The confusion is creating uncertainty for many companies that operate nationwide and want to administer benefit plans in a uniform manner.
"My members are all across the country," Macey said. "Most, if not all of them, would prefer to have a consistent rule across the country. They don't want to worry about changing things from state to state."
For workers living in states that have legalized same-sex marriage, the Supreme Court's decision means gay spouses are entitled to a host of benefits they were denied previously. The decision extends pension and Social Security survivor benefits to same-sex spouses, grants equal access to the Family and Medical Leave Act and gives employees married to same-sex spouses the guarantee of uninterrupted health care coverage under the federal COBRA health benefits program.

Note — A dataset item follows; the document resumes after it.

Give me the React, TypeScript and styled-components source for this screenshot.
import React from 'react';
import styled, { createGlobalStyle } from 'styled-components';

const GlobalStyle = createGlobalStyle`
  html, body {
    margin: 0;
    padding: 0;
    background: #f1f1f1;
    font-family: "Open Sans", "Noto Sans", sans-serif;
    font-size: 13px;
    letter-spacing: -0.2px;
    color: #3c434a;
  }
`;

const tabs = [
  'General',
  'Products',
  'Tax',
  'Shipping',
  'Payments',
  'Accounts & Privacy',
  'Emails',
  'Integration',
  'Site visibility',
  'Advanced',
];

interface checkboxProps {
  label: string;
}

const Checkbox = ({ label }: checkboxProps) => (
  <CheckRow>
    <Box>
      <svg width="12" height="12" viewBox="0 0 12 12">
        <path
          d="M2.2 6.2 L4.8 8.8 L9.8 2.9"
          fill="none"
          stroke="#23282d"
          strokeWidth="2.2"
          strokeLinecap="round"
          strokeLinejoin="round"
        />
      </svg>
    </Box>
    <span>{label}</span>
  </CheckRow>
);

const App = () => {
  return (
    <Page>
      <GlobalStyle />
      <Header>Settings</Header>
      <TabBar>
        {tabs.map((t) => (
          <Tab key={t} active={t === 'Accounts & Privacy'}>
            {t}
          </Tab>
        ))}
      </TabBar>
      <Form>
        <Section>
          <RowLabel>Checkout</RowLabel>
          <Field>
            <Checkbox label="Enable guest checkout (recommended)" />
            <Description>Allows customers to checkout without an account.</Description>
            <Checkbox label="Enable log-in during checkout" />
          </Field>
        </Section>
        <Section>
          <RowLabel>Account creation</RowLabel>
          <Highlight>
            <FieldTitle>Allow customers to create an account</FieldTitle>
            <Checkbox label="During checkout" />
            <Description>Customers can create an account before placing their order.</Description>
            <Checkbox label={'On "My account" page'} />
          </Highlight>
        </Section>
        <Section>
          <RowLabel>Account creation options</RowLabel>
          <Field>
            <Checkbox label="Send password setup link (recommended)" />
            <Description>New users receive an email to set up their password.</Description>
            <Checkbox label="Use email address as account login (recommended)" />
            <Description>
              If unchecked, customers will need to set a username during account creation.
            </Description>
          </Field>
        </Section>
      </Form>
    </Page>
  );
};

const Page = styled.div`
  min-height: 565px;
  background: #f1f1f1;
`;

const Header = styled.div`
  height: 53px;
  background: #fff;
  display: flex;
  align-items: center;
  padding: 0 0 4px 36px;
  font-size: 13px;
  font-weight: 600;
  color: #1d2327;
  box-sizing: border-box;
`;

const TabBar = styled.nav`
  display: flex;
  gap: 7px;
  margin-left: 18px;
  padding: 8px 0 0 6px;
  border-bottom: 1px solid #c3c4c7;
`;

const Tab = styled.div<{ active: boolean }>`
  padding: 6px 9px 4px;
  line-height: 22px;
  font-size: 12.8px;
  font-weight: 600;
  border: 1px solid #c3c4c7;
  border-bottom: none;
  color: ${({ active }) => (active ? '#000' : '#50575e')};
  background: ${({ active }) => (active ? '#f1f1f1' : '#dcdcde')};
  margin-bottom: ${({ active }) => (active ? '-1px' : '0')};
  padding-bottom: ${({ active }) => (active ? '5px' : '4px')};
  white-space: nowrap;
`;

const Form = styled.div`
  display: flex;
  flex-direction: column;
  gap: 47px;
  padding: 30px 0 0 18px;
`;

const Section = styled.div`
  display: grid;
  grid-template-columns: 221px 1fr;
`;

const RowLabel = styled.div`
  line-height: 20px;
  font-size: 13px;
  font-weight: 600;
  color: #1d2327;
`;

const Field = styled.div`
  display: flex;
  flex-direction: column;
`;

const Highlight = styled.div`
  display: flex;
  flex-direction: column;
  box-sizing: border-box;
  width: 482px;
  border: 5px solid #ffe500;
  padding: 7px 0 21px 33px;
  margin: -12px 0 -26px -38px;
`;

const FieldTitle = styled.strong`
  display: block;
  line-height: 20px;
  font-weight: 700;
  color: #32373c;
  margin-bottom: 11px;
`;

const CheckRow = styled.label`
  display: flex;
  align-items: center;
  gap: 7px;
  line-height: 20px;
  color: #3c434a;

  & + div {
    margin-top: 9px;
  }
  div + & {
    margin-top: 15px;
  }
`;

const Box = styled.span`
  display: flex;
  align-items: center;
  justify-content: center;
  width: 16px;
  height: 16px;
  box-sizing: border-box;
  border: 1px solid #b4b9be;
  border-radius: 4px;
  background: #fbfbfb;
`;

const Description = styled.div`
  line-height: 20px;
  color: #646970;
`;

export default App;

Same-sex couples can also get the same tax break on health coverage that other couples have been receiving. Before the court's ruling, same-sex spouses covered by employer health plans had to pay taxes on the benefits they received, which on average added up to an extra $1,000 year. And employees now will be able to seek reimbursement from flexible health spending accounts for the medical expenses of gay spouses.
"This affects a thousand laws and regulations that touch employee benefits," said Bruce Elliott, manager of compensation and benefits at the Society for Human Resource Management, an industry association.
But many questions were left unanswered by the court. What happens if an employee lives in Maryland, which allows same-sex marriages, but works in neighboring Virginia, which doesn't? What happens to an employee who has a valid gay marriage in Iowa, but then moves to Alabama, which doesn't recognize same-sex marriages?
"It answers one question and raised many more," said Susan Hoffman, a Philadelphia attorney who focuses on employee benefits. "There may be pressures on the employer, but there is no legal mandate."